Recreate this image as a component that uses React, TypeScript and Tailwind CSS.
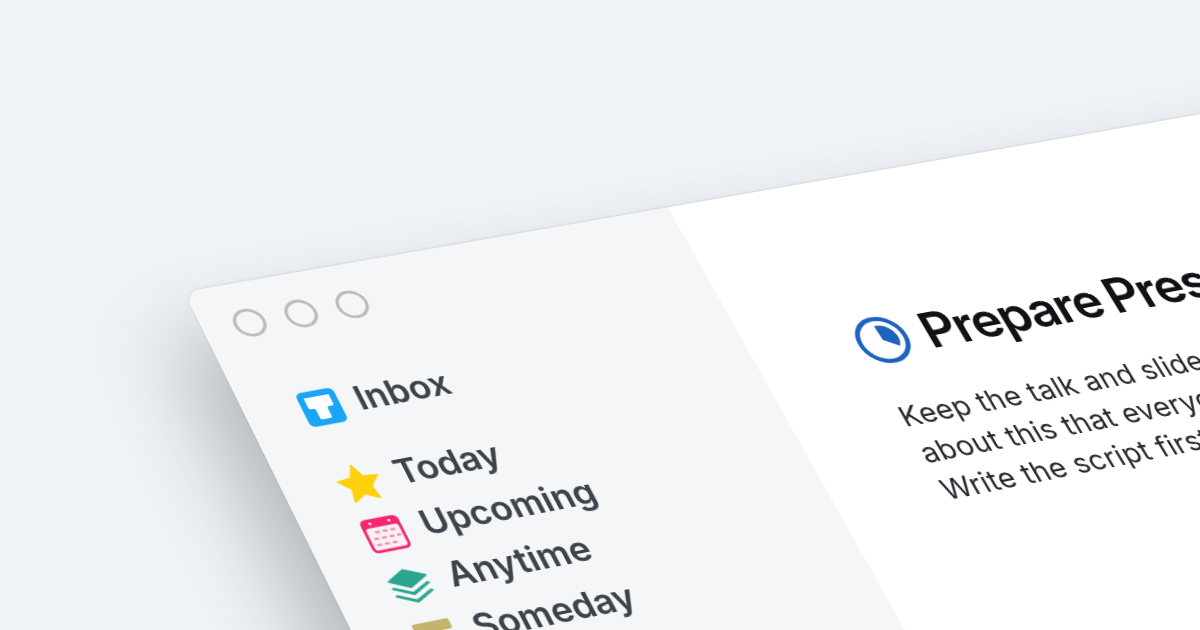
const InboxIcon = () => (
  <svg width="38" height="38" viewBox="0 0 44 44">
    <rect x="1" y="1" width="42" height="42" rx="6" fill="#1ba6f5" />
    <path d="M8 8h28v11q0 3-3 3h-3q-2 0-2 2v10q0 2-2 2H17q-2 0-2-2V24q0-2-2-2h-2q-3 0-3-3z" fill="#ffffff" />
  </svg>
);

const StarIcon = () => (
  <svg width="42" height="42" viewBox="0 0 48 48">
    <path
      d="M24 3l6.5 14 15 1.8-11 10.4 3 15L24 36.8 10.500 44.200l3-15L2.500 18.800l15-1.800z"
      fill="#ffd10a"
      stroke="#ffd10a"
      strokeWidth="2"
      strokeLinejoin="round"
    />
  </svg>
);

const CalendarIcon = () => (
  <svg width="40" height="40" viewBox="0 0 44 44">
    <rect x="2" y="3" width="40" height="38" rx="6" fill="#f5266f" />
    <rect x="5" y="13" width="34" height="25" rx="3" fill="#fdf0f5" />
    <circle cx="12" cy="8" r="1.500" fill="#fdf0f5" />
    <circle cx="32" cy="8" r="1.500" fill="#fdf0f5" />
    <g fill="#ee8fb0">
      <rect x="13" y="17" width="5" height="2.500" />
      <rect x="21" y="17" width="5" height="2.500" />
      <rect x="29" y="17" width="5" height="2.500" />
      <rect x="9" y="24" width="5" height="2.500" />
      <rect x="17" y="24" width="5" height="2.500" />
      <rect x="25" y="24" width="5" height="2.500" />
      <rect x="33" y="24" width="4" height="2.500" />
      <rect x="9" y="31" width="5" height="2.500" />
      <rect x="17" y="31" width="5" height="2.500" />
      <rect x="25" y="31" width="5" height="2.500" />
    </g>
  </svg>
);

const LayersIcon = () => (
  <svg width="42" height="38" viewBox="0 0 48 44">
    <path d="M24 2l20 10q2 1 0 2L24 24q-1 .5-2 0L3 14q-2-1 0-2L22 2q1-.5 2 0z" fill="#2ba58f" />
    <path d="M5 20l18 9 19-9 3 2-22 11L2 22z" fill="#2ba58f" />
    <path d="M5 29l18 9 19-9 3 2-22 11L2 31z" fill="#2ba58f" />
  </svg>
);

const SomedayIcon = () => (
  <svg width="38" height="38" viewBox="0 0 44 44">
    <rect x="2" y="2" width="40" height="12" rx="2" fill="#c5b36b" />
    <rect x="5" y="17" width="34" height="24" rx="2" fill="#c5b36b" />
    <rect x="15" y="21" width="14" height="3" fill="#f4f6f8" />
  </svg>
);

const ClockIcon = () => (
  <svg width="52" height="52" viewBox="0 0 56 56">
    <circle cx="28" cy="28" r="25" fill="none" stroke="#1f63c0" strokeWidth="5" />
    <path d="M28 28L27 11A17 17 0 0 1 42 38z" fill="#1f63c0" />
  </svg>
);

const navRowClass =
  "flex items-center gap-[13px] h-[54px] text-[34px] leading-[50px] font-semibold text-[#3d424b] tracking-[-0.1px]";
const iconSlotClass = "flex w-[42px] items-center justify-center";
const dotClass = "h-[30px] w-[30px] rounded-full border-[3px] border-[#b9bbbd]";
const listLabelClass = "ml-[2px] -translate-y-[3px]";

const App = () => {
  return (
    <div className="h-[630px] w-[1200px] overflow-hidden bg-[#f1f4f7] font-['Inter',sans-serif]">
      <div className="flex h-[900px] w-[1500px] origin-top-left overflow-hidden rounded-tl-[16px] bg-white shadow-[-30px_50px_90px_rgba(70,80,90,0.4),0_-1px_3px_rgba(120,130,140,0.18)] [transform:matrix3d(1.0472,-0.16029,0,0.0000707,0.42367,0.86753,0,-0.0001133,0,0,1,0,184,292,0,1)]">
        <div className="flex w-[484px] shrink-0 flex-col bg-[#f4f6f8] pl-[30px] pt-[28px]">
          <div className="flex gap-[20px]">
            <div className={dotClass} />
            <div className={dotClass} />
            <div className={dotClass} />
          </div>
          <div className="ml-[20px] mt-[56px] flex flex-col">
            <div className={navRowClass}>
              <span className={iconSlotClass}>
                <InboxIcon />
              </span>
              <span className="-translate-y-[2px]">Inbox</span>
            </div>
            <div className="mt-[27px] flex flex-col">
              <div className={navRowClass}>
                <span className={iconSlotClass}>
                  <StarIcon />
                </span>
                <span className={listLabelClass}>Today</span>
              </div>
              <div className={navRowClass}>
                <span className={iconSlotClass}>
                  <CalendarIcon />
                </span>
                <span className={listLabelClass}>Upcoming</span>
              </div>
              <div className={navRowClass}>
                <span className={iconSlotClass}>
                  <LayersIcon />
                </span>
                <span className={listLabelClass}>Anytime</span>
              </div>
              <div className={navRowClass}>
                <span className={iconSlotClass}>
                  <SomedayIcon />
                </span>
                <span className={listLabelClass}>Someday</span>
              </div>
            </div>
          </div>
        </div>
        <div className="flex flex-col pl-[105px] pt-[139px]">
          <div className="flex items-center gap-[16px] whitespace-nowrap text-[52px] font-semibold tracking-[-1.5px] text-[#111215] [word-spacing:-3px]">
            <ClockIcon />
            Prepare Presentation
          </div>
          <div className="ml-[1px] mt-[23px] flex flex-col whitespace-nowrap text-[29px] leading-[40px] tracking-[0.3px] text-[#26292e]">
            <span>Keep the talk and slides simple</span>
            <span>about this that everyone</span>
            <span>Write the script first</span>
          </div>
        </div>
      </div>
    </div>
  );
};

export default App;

:::

- EXERCISE BRIEF:
With the pictures left out, transcribe the material exactly.

- TASK OUTPUT:
Recreate this image as a component that uses React, TypeScript and Tailwind CSS.
const InboxIcon = () => (
  <svg width="38" height="38" viewBox="0 0 44 44">
    <rect x="1" y="1" width="42" height="42" rx="6" fill="#1ba6f5" />
    <path d="M8 8h28v11q0 3-3 3h-3q-2 0-2 2v10q0 2-2 2H17q-2 0-2-2V24q0-2-2-2h-2q-3 0-3-3z" fill="#ffffff" />
  </svg>
);

const StarIcon = () => (
  <svg width="42" height="42" viewBox="0 0 48 48">
    <path
      d="M24 3l6.5 14 15 1.8-11 10.4 3 15L24 36.8 10.500 44.200l3-15L2.500 18.800l15-1.800z"
      fill="#ffd10a"
      stroke="#ffd10a"
      strokeWidth="2"
      strokeLinejoin="round"
    />
  </svg>
);

const CalendarIcon = () => (
  <svg width="40" height="40" viewBox="0 0 44 44">
    <rect x="2" y="3" width="40" height="38" rx="6" fill="#f5266f" />
    <rect x="5" y="13" width="34" height="25" rx="3" fill="#fdf0f5" />
    <circle cx="12" cy="8" r="1.500" fill="#fdf0f5" />
    <circle cx="32" cy="8" r="1.500" fill="#fdf0f5" />
    <g fill="#ee8fb0">
      <rect x="13" y="17" width="5" height="2.500" />
      <rect x="21" y="17" width="5" height="2.500" />
      <rect x="29" y="17" width="5" height="2.500" />
      <rect x="9" y="24" width="5" height="2.500" />
      <rect x="17" y="24" width="5" height="2.500" />
      <rect x="25" y="24" width="5" height="2.500" />
      <rect x="33" y="24" width="4" height="2.500" />
      <rect x="9" y="31" width="5" height="2.500" />
      <rect x="17" y="31" width="5" height="2.500" />
      <rect x="25" y="31" width="5" height="2.500" />
    </g>
  </svg>
);

const LayersIcon = () => (
  <svg width="42" height="38" viewBox="0 0 48 44">
    <path d="M24 2l20 10q2 1 0 2L24 24q-1 .5-2 0L3 14q-2-1 0-2L22 2q1-.5 2 0z" fill="#2ba58f" />
    <path d="M5 20l18 9 19-9 3 2-22 11L2 22z" fill="#2ba58f" />
    <path d="M5 29l18 9 19-9 3 2-22 11L2 31z" fill="#2ba58f" />
  </svg>
);

const SomedayIcon = () => (
  <svg width="38" height="38" viewBox="0 0 44 44">
    <rect x="2" y="2" width="40" height="12" rx="2" fill="#c5b36b" />
    <rect x="5" y="17" width="34" height="24" rx="2" fill="#c5b36b" />
    <rect x="15" y="21" width="14" height="3" fill="#f4f6f8" />
  </svg>
);

const ClockIcon = () => (
  <svg width="52" height="52" viewBox="0 0 56 56">
    <circle cx="28" cy="28" r="25" fill="none" stroke="#1f63c0" strokeWidth="5" />
    <path d="M28 28L27 11A17 17 0 0 1 42 38z" fill="#1f63c0" />
  </svg>
);

const navRowClass =
  "flex items-center gap-[13px] h-[54px] text-[34px] leading-[50px] font-semibold text-[#3d424b] tracking-[-0.1px]";
const iconSlotClass = "flex w-[42px] items-center justify-center";
const dotClass = "h-[30px] w-[30px] rounded-full border-[3px] border-[#b9bbbd]";
const listLabelClass = "ml-[2px] -translate-y-[3px]";

const App = () => {
  return (
    <div className="h-[630px] w-[1200px] overflow-hidden bg-[#f1f4f7] font-['Inter',sans-serif]">
      <div className="flex h-[900px] w-[1500px] origin-top-left overflow-hidden rounded-tl-[16px] bg-white shadow-[-30px_50px_90px_rgba(70,80,90,0.4),0_-1px_3px_rgba(120,130,140,0.18)] [transform:matrix3d(1.0472,-0.16029,0,0.0000707,0.42367,0.86753,0,-0.0001133,0,0,1,0,184,292,0,1)]">
        <div className="flex w-[484px] shrink-0 flex-col bg-[#f4f6f8] pl-[30px] pt-[28px]">
          <div className="flex gap-[20px]">
            <div className={dotClass} />
            <div className={dotClass} />
            <div className={dotClass} />
          </div>
          <div className="ml-[20px] mt-[56px] flex flex-col">
            <div className={navRowClass}>
              <span className={iconSlotClass}>
                <InboxIcon />
              </span>
              <span className="-translate-y-[2px]">Inbox</span>
            </div>
            <div className="mt-[27px] flex flex-col">
              <div className={navRowClass}>
                <span className={iconSlotClass}>
                  <StarIcon />
                </span>
                <span className={listLabelClass}>Today</span>
              </div>
              <div className={navRowClass}>
                <span className={iconSlotClass}>
                  <CalendarIcon />
                </span>
                <span className={listLabelClass}>Upcoming</span>
              </div>
              <div className={navRowClass}>
                <span className={iconSlotClass}>
                  <LayersIcon />
                </span>
                <span className={listLabelClass}>Anytime</span>
              </div>
              <div className={navRowClass}>
                <span className={iconSlotClass}>
                  <SomedayIcon />
                </span>
                <span className={listLabelClass}>Someday</span>
              </div>
            </div>
          </div>
        </div>
        <div className="flex flex-col pl-[105px] pt-[139px]">
          <div className="flex items-center gap-[16px] whitespace-nowrap text-[52px] font-semibold tracking-[-1.5px] text-[#111215] [word-spacing:-3px]">
            <ClockIcon />
            Prepare Presentation
          </div>
          <div className="ml-[1px] mt-[23px] flex flex-col whitespace-nowrap text-[29px] leading-[40px] tracking-[0.3px] text-[#26292e]">
            <span>Keep the talk and slides simple</span>
            <span>about this that everyone</span>
            <span>Write the script first</span>
          </div>
        </div>
      </div>
    </div>
  );
};

export default App;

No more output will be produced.